Please print exactly the lines below, from the start of the material up to and including the line with "270, 300, 330];", but none of the pictures.

───── DATA PROVIDED ─────

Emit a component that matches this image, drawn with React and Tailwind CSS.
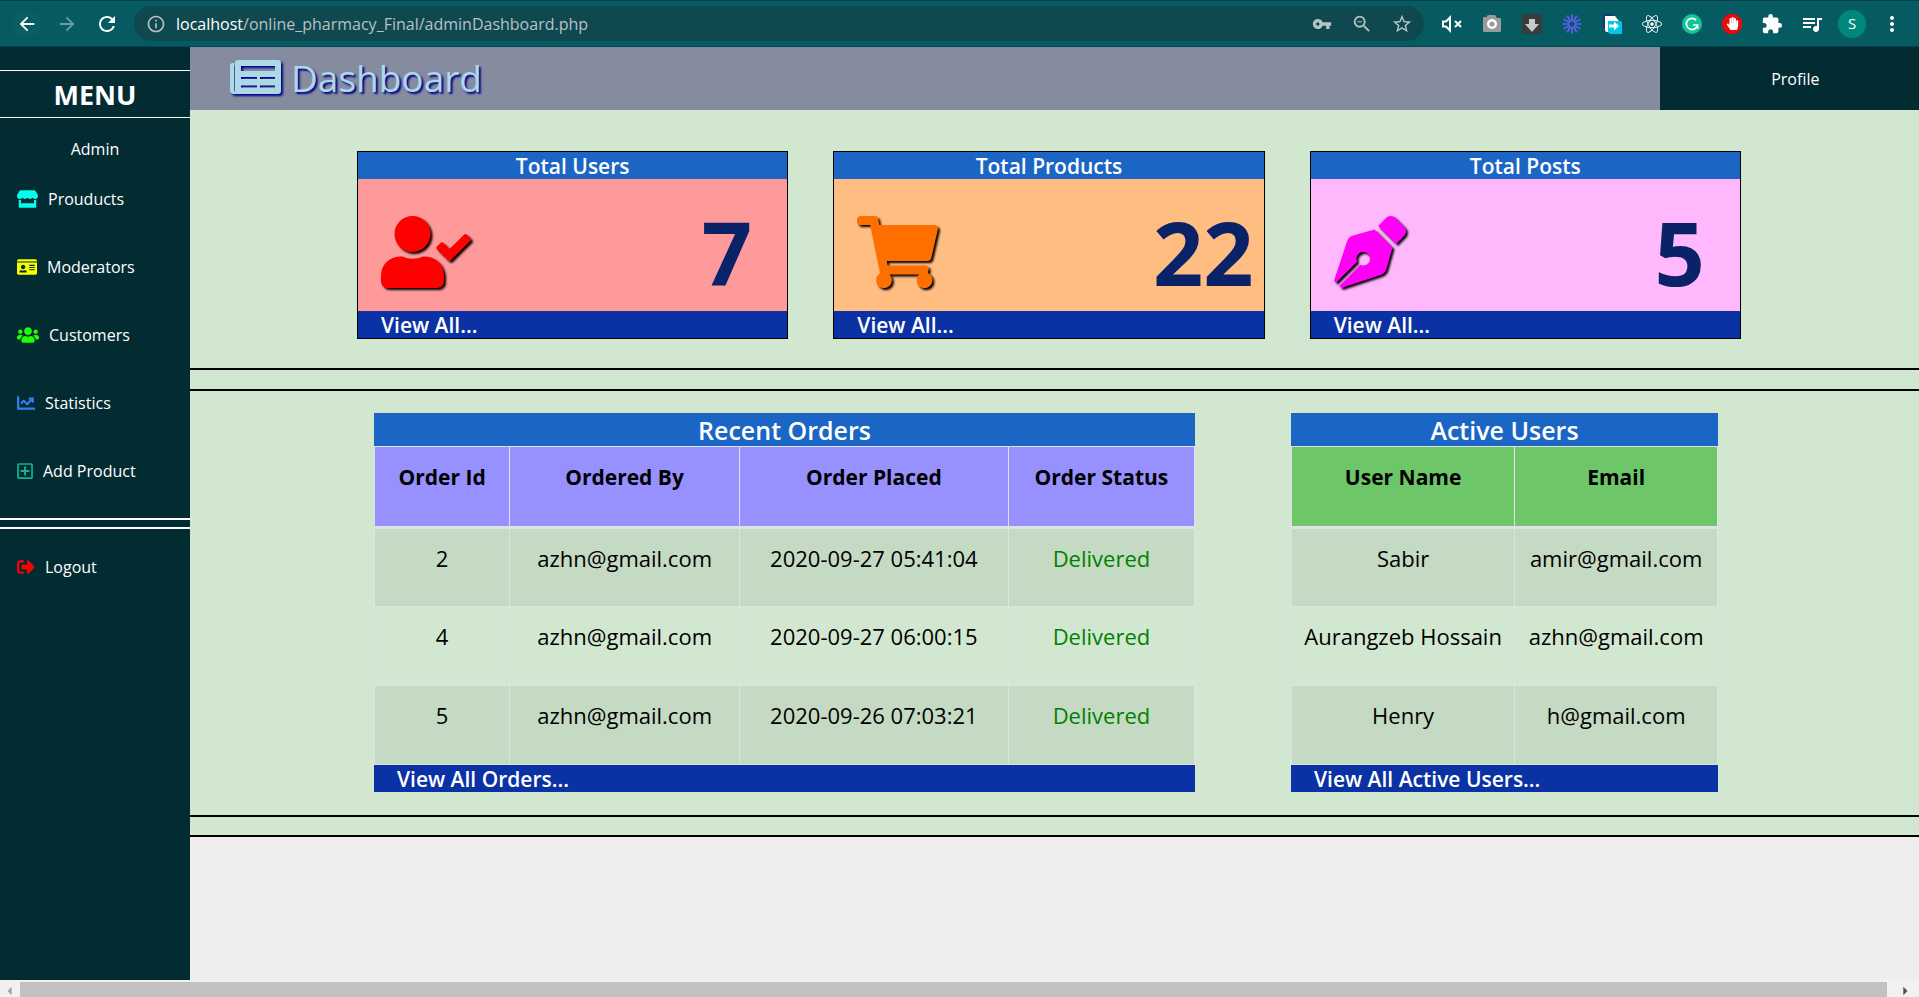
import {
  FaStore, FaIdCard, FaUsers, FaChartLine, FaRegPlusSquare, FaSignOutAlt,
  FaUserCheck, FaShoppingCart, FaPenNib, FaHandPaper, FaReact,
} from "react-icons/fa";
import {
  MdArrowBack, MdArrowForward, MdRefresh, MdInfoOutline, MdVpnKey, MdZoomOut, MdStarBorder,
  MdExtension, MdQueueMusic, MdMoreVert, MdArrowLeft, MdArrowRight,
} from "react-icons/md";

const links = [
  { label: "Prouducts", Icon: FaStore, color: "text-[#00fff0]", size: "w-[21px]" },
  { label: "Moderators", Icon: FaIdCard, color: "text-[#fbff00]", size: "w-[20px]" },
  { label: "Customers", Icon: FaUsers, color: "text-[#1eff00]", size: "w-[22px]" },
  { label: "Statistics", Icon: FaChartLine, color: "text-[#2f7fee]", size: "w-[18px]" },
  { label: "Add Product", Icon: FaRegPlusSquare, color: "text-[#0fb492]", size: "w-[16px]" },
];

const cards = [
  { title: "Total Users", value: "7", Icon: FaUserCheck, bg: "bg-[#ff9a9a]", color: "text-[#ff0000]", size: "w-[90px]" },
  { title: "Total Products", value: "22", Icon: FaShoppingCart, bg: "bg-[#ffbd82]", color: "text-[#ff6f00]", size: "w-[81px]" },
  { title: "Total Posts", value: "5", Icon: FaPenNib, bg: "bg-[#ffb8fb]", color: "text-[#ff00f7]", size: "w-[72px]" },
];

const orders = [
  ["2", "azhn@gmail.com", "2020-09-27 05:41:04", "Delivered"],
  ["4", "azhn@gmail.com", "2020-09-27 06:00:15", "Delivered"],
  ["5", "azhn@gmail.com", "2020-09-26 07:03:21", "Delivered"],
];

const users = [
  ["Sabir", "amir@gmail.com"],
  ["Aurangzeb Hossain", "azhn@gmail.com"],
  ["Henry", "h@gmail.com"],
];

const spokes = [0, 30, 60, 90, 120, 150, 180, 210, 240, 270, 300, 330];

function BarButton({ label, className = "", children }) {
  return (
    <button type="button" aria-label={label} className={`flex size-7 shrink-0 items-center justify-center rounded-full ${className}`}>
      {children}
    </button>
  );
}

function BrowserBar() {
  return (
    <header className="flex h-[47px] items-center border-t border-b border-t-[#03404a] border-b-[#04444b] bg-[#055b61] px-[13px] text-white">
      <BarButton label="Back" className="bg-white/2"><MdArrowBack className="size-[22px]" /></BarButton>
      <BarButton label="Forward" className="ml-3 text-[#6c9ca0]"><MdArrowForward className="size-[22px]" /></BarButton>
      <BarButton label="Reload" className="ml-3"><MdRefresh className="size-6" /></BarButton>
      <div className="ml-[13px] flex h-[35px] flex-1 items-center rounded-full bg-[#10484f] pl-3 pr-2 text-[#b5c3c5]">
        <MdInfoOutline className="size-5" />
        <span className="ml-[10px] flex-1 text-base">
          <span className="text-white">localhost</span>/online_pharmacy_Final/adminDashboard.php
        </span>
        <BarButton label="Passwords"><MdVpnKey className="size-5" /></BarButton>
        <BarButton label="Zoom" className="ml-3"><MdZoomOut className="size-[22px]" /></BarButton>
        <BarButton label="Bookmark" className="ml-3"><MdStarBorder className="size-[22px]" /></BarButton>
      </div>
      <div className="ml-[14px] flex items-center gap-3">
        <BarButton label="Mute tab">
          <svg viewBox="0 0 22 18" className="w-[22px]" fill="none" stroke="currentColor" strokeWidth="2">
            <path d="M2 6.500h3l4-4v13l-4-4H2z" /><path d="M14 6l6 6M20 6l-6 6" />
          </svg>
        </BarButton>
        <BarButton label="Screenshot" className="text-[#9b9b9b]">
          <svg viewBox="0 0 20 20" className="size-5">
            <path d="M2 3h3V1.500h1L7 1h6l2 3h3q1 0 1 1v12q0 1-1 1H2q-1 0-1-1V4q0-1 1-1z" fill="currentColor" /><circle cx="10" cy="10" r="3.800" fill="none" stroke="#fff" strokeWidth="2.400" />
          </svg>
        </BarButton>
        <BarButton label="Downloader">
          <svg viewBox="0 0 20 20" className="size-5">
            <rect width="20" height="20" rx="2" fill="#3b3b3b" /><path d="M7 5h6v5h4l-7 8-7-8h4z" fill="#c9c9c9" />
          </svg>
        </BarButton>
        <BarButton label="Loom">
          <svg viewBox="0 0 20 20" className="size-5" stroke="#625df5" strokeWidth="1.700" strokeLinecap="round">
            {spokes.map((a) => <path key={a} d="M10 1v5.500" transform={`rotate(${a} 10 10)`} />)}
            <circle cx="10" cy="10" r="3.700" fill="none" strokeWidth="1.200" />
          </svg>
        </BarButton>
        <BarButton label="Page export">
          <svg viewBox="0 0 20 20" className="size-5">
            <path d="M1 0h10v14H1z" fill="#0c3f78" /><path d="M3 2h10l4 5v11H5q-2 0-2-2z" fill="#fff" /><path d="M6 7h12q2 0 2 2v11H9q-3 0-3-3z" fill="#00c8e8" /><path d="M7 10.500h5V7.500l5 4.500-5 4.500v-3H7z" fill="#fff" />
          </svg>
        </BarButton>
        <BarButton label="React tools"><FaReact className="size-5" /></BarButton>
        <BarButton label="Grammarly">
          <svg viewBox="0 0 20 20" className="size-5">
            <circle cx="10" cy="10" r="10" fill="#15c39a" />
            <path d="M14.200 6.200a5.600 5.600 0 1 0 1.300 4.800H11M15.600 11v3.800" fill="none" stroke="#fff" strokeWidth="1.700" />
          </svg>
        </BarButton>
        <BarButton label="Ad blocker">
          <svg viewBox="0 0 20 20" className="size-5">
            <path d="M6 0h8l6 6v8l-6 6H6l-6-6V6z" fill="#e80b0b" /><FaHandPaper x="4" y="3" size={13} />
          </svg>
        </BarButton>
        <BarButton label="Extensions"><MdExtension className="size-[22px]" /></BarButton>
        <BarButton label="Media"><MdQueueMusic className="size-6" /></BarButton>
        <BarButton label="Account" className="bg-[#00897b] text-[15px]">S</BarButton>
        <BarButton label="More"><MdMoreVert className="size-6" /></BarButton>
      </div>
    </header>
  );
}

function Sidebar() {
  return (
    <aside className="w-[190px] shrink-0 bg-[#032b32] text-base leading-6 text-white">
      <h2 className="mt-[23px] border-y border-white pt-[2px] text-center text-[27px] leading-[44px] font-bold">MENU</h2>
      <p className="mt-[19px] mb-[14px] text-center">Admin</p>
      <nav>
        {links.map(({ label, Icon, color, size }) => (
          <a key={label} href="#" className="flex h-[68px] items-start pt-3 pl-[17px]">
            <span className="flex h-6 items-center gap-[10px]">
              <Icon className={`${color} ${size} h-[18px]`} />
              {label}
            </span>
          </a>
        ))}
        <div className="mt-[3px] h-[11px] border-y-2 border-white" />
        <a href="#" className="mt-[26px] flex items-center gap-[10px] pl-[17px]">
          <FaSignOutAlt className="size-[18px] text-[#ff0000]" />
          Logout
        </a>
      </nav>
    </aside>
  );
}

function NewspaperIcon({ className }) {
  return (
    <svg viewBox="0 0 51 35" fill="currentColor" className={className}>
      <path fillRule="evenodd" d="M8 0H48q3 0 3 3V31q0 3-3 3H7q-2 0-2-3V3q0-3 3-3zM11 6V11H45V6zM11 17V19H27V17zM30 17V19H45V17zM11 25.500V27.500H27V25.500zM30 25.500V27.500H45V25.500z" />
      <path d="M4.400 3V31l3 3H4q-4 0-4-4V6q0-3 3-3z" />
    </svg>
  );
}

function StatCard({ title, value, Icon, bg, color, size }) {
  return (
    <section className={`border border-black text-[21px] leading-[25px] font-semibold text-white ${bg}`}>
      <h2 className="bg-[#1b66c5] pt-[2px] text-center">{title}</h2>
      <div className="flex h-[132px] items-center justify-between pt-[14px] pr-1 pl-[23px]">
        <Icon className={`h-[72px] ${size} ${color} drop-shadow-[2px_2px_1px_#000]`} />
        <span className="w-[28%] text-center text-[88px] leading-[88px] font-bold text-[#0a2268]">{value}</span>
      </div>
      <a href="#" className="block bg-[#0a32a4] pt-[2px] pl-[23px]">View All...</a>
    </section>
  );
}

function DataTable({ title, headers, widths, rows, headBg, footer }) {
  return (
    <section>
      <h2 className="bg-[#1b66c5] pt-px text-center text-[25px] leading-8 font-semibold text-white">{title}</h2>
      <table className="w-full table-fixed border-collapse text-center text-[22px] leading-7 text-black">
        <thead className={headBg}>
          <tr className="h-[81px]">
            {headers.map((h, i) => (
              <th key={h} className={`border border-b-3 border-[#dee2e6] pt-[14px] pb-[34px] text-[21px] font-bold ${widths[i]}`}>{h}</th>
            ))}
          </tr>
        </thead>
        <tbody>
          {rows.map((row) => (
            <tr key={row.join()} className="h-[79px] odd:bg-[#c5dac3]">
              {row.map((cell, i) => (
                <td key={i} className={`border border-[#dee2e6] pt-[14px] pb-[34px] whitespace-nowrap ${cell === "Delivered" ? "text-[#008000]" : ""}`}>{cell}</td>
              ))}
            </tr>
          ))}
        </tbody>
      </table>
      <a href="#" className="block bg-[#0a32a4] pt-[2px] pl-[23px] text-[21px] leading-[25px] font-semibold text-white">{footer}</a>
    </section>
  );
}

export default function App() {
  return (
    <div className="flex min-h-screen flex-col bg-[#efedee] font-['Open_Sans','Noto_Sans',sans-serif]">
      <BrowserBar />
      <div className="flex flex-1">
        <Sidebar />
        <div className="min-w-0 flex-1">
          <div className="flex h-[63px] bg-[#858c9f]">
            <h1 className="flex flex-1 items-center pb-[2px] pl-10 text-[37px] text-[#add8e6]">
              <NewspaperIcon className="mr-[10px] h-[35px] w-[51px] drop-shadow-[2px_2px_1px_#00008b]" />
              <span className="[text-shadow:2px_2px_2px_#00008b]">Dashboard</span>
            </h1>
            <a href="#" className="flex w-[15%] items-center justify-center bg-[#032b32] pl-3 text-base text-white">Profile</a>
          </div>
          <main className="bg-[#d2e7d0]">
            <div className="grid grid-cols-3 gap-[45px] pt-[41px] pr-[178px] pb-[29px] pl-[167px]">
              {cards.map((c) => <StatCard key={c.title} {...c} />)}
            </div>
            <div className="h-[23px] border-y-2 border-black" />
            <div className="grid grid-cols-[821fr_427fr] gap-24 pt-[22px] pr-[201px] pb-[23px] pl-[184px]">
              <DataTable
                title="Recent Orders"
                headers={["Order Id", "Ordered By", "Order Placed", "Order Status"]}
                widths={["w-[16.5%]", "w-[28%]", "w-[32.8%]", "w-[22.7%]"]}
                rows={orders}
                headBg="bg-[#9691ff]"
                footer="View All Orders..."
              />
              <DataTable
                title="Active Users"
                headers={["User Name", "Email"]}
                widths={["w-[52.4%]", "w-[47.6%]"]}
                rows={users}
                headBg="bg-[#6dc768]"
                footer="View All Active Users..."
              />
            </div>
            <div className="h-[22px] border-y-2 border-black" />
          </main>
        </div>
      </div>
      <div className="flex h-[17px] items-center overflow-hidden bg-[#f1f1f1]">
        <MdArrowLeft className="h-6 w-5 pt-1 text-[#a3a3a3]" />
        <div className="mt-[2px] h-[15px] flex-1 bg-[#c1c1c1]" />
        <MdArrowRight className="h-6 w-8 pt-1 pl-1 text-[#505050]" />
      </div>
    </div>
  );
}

─────

> **RESPONSE TO THIS TASK**:
Emit a component that matches this image, drawn with React and Tailwind CSS.
import {
  FaStore, FaIdCard, FaUsers, FaChartLine, FaRegPlusSquare, FaSignOutAlt,
  FaUserCheck, FaShoppingCart, FaPenNib, FaHandPaper, FaReact,
} from "react-icons/fa";
import {
  MdArrowBack, MdArrowForward, MdRefresh, MdInfoOutline, MdVpnKey, MdZoomOut, MdStarBorder,
  MdExtension, MdQueueMusic, MdMoreVert, MdArrowLeft, MdArrowRight,
} from "react-icons/md";

const links = [
  { label: "Prouducts", Icon: FaStore, color: "text-[#00fff0]", size: "w-[21px]" },
  { label: "Moderators", Icon: FaIdCard, color: "text-[#fbff00]", size: "w-[20px]" },
  { label: "Customers", Icon: FaUsers, color: "text-[#1eff00]", size: "w-[22px]" },
  { label: "Statistics", Icon: FaChartLine, color: "text-[#2f7fee]", size: "w-[18px]" },
  { label: "Add Product", Icon: FaRegPlusSquare, color: "text-[#0fb492]", size: "w-[16px]" },
];

const cards = [
  { title: "Total Users", value: "7", Icon: FaUserCheck, bg: "bg-[#ff9a9a]", color: "text-[#ff0000]", size: "w-[90px]" },
  { title: "Total Products", value: "22", Icon: FaShoppingCart, bg: "bg-[#ffbd82]", color: "text-[#ff6f00]", size: "w-[81px]" },
  { title: "Total Posts", value: "5", Icon: FaPenNib, bg: "bg-[#ffb8fb]", color: "text-[#ff00f7]", size: "w-[72px]" },
];

const orders = [
  ["2", "azhn@gmail.com", "2020-09-27 05:41:04", "Delivered"],
  ["4", "azhn@gmail.com", "2020-09-27 06:00:15", "Delivered"],
  ["5", "azhn@gmail.com", "2020-09-26 07:03:21", "Delivered"],
];

const users = [
  ["Sabir", "amir@gmail.com"],
  ["Aurangzeb Hossain", "azhn@gmail.com"],
  ["Henry", "h@gmail.com"],
];

const spokes = [0, 30, 60, 90, 120, 150, 180, 210, 240, 270, 300, 330];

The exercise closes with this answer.